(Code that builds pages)
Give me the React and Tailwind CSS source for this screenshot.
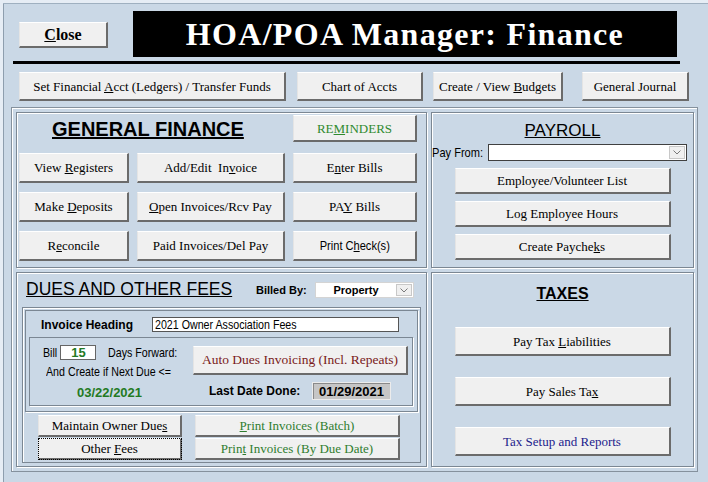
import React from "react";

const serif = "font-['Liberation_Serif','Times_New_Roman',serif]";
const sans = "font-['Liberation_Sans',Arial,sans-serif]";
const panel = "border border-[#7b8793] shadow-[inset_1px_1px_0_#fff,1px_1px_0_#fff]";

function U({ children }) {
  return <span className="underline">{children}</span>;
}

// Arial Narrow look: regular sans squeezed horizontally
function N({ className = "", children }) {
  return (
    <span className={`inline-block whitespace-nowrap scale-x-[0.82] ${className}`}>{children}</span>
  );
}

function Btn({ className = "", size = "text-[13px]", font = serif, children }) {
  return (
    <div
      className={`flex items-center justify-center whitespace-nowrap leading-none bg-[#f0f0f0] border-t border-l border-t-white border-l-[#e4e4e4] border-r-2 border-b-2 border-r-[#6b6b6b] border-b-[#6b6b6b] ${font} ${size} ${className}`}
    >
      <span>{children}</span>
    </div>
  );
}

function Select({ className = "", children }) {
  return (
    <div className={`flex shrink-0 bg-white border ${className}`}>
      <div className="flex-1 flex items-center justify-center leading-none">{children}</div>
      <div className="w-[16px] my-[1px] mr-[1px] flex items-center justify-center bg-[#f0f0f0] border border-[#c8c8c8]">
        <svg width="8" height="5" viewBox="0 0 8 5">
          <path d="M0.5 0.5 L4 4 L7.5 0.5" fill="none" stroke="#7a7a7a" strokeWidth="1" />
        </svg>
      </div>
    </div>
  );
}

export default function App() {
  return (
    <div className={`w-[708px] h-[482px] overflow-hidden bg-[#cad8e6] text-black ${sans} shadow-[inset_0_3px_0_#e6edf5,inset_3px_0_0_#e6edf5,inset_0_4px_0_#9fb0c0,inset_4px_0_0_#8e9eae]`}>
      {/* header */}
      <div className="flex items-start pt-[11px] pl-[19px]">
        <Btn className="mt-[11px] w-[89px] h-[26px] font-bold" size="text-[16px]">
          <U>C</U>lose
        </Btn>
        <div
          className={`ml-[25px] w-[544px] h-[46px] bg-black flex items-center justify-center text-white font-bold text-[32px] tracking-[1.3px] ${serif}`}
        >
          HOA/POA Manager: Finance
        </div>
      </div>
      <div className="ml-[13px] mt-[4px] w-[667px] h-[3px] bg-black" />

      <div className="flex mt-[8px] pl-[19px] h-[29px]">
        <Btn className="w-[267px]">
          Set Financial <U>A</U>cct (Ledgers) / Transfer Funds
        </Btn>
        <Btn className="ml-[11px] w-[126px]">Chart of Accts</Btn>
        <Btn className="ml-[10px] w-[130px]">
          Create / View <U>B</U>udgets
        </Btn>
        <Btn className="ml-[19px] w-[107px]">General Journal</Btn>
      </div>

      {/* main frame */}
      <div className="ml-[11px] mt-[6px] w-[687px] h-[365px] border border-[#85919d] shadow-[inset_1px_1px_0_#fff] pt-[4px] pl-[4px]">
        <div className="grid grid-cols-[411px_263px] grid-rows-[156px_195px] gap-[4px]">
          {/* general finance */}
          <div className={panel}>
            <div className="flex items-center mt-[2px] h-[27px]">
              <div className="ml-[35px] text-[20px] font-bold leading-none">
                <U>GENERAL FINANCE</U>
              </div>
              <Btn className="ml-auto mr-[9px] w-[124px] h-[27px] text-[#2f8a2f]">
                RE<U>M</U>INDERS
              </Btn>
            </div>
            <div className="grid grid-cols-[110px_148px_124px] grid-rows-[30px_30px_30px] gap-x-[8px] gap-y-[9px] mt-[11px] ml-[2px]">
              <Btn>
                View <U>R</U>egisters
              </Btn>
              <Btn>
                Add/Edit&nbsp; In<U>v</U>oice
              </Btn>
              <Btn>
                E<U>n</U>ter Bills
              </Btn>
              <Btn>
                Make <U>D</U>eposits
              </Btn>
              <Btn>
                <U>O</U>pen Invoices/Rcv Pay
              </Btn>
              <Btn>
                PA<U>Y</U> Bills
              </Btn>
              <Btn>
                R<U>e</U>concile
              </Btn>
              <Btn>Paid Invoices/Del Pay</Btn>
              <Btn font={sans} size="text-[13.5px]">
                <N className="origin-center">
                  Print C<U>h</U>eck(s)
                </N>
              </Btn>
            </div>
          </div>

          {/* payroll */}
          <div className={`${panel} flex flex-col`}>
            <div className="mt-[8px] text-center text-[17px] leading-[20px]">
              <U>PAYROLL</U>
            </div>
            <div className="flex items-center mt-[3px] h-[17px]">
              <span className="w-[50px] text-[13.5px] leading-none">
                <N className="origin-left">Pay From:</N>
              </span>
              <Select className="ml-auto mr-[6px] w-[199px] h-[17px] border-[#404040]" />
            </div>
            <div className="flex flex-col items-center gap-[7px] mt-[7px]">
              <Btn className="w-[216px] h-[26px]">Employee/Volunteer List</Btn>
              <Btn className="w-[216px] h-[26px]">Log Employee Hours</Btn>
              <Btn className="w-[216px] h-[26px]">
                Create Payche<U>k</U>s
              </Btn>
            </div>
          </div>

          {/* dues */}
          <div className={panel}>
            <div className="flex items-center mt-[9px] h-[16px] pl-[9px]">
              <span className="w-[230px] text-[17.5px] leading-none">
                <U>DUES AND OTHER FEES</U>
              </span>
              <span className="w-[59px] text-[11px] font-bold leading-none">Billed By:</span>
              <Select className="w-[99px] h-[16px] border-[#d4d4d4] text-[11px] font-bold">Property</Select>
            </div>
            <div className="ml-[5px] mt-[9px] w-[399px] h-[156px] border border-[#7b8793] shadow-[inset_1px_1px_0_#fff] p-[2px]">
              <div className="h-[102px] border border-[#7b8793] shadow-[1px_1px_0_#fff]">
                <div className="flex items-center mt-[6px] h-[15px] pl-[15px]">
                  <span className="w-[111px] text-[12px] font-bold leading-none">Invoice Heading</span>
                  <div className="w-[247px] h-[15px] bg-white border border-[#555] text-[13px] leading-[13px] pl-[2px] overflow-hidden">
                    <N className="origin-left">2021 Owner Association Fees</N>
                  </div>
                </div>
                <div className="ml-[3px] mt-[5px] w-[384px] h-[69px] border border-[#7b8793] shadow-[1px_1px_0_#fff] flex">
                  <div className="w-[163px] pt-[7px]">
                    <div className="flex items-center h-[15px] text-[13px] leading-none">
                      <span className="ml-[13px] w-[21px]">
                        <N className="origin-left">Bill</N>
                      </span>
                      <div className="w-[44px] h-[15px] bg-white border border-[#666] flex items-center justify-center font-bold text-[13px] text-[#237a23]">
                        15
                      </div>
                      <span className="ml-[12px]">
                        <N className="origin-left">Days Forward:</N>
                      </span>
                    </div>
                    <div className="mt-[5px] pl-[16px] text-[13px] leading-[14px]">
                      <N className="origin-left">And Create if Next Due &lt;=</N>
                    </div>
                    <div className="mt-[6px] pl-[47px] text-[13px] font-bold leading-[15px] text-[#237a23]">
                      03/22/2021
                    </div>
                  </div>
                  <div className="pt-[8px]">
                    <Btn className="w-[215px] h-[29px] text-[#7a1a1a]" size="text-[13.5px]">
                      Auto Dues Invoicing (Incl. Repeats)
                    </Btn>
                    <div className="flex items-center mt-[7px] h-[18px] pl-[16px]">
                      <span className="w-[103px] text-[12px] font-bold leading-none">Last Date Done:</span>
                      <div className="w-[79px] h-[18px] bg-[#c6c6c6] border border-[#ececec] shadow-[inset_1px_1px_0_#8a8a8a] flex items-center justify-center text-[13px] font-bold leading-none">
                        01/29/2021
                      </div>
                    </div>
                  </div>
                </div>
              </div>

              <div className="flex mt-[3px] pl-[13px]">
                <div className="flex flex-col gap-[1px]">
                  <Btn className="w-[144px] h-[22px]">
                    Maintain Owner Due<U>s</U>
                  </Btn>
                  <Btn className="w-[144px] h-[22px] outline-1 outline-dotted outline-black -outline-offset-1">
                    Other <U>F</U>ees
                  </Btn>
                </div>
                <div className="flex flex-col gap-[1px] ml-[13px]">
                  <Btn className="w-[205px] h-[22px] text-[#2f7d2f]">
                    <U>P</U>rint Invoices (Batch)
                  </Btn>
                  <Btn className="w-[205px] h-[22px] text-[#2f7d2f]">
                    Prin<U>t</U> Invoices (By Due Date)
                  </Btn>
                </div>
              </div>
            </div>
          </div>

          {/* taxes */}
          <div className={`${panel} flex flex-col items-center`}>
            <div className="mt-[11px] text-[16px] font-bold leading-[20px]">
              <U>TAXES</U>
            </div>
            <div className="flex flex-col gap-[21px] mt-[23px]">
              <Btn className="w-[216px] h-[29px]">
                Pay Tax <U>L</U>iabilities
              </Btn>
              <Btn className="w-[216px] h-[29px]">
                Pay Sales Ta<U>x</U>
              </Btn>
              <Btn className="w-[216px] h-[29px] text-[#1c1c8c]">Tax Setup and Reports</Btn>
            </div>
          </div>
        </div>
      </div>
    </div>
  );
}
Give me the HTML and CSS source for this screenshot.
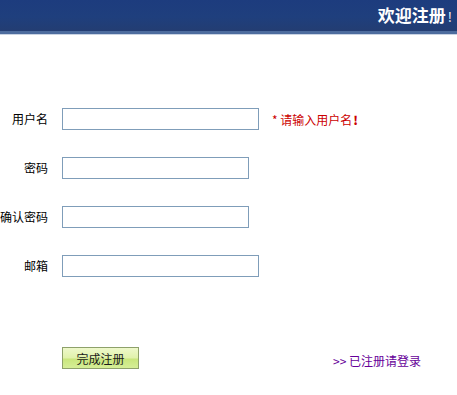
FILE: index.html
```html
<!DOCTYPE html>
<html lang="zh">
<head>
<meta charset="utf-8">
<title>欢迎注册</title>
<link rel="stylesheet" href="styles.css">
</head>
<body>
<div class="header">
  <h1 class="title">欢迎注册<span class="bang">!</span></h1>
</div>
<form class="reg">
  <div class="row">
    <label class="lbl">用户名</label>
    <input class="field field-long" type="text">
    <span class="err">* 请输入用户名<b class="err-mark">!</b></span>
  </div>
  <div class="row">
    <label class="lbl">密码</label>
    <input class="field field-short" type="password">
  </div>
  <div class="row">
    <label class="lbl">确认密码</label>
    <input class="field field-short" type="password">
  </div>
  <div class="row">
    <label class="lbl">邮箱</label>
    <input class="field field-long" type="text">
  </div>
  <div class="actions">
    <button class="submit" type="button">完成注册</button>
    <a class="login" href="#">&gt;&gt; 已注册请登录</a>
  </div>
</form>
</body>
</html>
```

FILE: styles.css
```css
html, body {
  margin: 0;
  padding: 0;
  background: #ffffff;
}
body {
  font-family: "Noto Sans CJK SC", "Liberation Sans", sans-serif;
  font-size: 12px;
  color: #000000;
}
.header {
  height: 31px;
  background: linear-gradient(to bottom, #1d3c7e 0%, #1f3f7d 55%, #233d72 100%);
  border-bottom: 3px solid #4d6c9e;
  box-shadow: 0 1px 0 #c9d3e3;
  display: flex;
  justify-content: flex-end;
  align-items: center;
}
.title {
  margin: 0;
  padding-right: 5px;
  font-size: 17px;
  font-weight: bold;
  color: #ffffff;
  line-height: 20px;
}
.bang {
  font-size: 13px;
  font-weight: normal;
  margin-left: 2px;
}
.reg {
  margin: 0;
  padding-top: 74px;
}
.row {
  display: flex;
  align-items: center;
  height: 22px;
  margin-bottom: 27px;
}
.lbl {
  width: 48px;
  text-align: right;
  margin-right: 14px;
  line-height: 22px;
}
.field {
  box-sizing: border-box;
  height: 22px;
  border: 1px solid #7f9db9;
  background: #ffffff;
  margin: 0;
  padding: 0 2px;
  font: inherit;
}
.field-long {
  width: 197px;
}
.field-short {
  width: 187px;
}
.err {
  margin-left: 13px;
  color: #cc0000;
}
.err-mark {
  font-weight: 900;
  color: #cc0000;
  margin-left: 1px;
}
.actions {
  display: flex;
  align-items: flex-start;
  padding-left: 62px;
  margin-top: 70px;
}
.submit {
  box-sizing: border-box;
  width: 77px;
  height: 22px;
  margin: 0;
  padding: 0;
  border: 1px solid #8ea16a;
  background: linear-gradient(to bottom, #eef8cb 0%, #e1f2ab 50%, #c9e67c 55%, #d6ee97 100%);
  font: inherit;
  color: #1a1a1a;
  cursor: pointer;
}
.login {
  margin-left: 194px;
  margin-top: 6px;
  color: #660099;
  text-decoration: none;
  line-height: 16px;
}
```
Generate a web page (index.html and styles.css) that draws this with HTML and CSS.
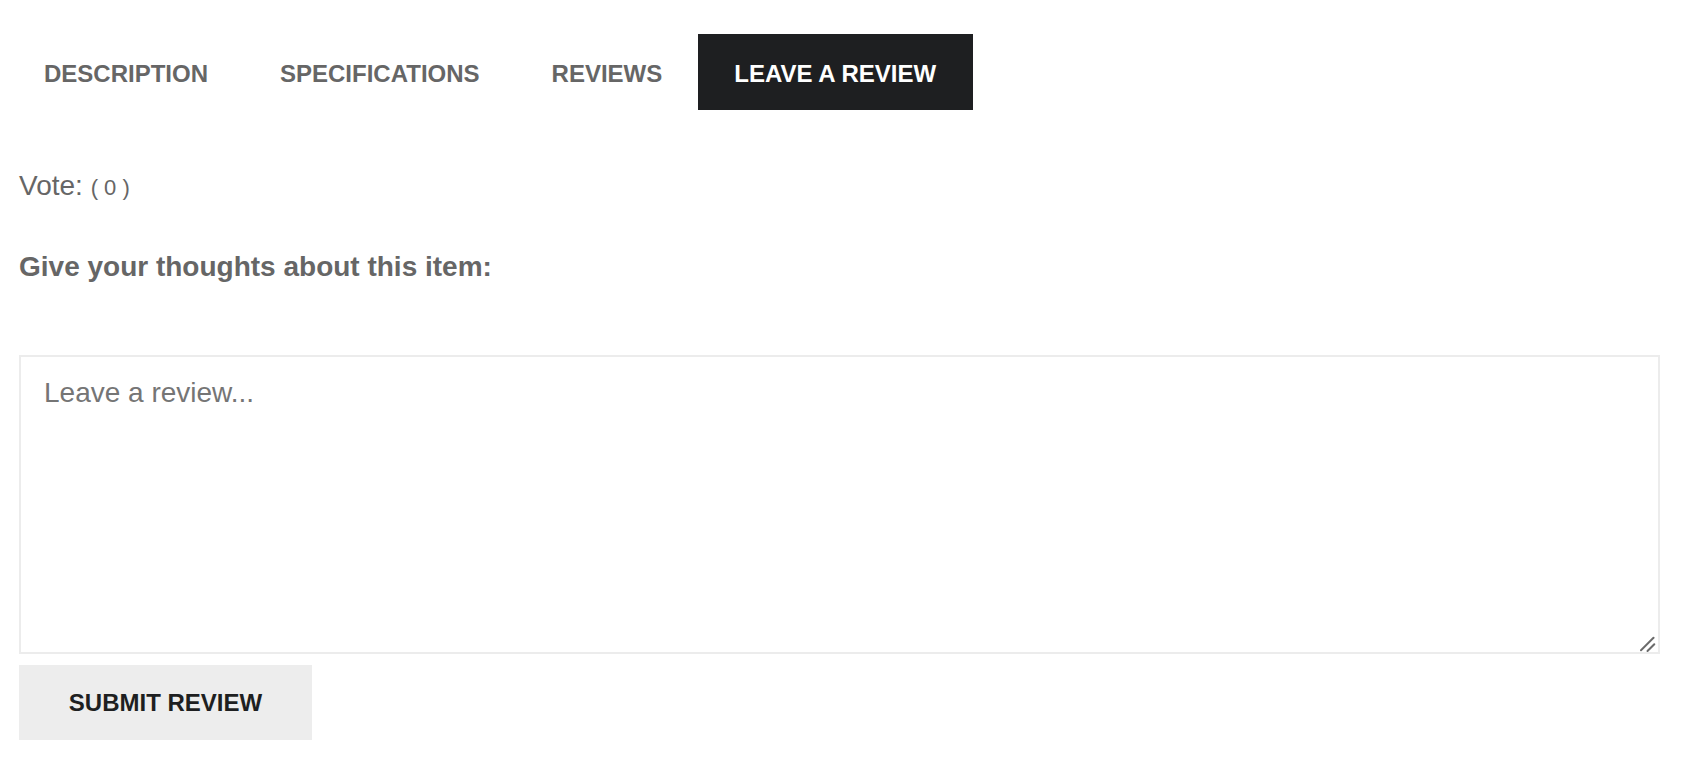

• _SET EXERCISE_: From the entries above, copy each line holding "Give".

• _ANSWER TO THE EXERCISE_:
Give me the React and Tailwind CSS source for this screenshot.
Give me the HTML and CSS source for this screenshot.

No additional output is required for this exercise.